───── Stored data ─────
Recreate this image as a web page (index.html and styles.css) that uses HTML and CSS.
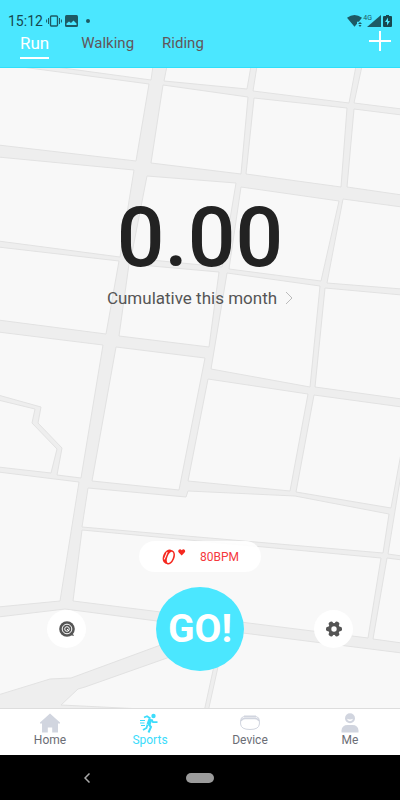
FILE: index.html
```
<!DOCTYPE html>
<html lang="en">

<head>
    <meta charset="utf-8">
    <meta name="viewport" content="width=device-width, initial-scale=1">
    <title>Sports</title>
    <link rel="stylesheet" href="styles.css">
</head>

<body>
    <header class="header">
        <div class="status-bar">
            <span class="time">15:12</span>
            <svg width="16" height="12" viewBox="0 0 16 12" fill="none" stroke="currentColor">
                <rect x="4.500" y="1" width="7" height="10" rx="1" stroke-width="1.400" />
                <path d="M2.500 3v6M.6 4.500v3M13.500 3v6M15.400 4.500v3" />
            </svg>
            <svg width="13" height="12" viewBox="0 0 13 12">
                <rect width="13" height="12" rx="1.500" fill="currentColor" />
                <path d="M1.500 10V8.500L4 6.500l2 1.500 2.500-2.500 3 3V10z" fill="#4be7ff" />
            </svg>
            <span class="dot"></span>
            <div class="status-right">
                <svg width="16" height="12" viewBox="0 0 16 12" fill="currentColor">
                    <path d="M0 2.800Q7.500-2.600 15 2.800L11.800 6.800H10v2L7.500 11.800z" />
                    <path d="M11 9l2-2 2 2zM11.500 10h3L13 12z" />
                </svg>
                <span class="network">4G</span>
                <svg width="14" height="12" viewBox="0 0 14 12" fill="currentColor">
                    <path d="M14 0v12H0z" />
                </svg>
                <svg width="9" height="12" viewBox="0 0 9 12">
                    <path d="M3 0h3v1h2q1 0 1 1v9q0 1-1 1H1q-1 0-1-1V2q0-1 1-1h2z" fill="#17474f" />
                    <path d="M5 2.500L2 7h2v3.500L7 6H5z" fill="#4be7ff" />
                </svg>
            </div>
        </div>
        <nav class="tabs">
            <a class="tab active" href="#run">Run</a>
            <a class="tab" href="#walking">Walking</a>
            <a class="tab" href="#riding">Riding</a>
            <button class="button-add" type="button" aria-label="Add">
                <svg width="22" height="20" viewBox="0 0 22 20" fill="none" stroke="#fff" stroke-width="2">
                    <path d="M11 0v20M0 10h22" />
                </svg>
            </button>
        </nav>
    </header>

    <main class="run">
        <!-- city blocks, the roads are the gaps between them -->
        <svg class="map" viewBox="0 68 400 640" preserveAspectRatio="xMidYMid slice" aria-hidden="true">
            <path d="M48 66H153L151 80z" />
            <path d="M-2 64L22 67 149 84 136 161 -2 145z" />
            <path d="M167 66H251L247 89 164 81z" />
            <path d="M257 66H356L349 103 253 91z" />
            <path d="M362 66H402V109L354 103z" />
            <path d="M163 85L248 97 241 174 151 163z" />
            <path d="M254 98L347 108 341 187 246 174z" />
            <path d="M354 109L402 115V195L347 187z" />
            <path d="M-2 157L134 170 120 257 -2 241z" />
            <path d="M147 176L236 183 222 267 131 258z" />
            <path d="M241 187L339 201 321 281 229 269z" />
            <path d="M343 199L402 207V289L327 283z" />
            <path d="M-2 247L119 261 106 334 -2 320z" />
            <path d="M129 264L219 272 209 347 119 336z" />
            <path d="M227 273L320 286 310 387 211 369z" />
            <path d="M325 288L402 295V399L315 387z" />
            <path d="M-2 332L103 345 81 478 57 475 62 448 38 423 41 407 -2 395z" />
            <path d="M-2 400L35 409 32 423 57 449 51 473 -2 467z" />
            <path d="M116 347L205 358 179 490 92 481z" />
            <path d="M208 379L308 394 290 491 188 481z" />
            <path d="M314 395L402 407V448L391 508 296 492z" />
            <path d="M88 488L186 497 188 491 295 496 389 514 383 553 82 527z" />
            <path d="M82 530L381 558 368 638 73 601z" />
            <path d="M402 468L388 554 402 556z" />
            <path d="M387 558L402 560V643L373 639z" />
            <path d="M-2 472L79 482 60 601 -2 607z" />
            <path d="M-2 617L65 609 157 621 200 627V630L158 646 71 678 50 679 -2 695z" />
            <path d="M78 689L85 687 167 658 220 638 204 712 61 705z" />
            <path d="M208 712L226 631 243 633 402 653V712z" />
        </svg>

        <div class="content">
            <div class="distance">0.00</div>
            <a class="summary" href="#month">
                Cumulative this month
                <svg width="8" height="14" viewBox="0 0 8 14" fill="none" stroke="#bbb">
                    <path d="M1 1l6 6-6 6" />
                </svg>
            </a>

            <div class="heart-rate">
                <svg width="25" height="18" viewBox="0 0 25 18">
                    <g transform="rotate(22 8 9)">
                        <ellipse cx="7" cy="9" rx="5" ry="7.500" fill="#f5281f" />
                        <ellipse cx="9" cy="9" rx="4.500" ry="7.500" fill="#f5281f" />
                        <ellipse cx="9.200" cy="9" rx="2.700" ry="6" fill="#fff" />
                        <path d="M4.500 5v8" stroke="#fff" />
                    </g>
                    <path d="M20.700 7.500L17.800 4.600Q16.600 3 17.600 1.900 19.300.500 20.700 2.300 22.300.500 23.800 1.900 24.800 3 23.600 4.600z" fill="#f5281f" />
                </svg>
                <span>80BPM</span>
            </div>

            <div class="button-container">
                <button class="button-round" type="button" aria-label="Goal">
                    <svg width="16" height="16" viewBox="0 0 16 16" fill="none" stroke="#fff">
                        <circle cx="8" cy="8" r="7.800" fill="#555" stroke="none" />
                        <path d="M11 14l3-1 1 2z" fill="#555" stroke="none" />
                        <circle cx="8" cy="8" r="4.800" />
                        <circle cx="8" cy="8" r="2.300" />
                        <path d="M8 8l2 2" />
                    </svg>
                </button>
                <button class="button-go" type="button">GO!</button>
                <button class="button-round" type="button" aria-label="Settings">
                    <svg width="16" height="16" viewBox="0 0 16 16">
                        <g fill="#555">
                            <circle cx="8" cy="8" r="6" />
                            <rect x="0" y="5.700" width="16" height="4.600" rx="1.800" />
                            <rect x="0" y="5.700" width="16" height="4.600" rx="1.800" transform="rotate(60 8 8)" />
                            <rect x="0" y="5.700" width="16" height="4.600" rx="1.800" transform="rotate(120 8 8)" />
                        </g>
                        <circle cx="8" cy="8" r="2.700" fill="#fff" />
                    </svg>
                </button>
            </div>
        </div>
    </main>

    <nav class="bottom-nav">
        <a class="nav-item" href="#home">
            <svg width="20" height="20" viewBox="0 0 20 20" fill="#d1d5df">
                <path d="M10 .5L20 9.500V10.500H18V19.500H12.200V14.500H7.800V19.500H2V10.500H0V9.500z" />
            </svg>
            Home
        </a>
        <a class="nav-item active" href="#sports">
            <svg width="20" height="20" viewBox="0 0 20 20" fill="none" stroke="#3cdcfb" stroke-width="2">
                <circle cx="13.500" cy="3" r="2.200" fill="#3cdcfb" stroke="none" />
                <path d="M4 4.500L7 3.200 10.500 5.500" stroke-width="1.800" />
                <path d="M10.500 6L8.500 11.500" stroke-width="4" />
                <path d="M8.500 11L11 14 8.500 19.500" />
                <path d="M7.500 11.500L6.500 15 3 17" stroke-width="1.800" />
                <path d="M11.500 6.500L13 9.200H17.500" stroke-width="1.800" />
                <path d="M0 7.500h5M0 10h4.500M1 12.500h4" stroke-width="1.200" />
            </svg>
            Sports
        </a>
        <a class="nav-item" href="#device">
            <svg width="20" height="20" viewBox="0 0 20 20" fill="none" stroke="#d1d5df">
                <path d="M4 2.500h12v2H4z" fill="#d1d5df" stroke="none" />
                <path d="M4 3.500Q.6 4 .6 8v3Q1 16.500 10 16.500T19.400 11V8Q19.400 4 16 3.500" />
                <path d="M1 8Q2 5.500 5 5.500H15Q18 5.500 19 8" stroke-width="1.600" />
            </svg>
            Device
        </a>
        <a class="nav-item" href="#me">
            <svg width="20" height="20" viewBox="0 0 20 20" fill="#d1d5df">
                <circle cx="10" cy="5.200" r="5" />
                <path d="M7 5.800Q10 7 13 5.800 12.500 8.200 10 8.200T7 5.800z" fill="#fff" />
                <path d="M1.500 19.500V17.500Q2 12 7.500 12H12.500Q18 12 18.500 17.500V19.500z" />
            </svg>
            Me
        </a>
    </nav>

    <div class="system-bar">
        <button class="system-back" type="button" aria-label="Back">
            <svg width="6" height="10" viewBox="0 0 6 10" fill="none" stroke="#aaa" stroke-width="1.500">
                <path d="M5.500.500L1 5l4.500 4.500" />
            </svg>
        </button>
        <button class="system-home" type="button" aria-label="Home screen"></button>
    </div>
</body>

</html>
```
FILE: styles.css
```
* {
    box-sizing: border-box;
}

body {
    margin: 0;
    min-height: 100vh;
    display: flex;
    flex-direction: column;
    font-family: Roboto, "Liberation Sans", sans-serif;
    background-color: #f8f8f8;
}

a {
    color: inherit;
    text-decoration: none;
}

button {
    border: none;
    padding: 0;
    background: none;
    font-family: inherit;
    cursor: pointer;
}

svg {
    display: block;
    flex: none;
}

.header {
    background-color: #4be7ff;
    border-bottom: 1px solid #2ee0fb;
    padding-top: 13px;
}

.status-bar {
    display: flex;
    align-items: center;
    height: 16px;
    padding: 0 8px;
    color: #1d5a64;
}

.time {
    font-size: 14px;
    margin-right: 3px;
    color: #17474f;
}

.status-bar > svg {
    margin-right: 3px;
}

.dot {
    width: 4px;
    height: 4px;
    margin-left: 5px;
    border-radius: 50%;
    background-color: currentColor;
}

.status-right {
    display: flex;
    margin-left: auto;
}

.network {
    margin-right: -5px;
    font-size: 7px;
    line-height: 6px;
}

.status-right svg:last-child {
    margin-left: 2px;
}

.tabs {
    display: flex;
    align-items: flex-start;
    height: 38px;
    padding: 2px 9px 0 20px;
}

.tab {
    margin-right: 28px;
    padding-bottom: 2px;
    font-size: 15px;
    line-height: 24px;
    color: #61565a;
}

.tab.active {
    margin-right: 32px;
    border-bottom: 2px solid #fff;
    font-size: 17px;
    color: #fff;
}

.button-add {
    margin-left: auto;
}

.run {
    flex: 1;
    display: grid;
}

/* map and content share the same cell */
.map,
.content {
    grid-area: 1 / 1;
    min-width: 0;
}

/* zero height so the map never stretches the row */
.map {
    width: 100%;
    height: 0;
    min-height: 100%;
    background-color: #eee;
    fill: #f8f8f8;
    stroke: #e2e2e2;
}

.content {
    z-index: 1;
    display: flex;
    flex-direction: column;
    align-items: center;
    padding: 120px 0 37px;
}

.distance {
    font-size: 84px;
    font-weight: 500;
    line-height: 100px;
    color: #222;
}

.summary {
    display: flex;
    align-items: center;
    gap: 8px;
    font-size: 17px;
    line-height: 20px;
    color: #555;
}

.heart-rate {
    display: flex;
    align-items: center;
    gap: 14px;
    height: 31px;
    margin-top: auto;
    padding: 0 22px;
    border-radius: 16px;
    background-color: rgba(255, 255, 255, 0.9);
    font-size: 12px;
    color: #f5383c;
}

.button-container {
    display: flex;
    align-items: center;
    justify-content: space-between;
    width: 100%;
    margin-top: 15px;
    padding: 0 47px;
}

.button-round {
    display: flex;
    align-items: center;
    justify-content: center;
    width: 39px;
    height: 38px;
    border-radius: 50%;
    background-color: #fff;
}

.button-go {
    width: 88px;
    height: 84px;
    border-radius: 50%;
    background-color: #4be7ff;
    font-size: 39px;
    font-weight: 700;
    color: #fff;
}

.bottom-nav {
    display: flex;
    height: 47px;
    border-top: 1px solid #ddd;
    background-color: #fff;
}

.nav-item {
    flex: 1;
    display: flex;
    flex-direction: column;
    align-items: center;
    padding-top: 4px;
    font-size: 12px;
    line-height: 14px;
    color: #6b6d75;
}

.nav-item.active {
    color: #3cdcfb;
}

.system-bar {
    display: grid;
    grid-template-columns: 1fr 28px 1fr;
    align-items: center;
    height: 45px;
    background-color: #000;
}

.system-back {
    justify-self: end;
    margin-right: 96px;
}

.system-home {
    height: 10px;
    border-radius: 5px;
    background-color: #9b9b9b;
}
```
─────
Your goal - Give only the number of lines in the data that hold the string "index".

Solution for this problem - 3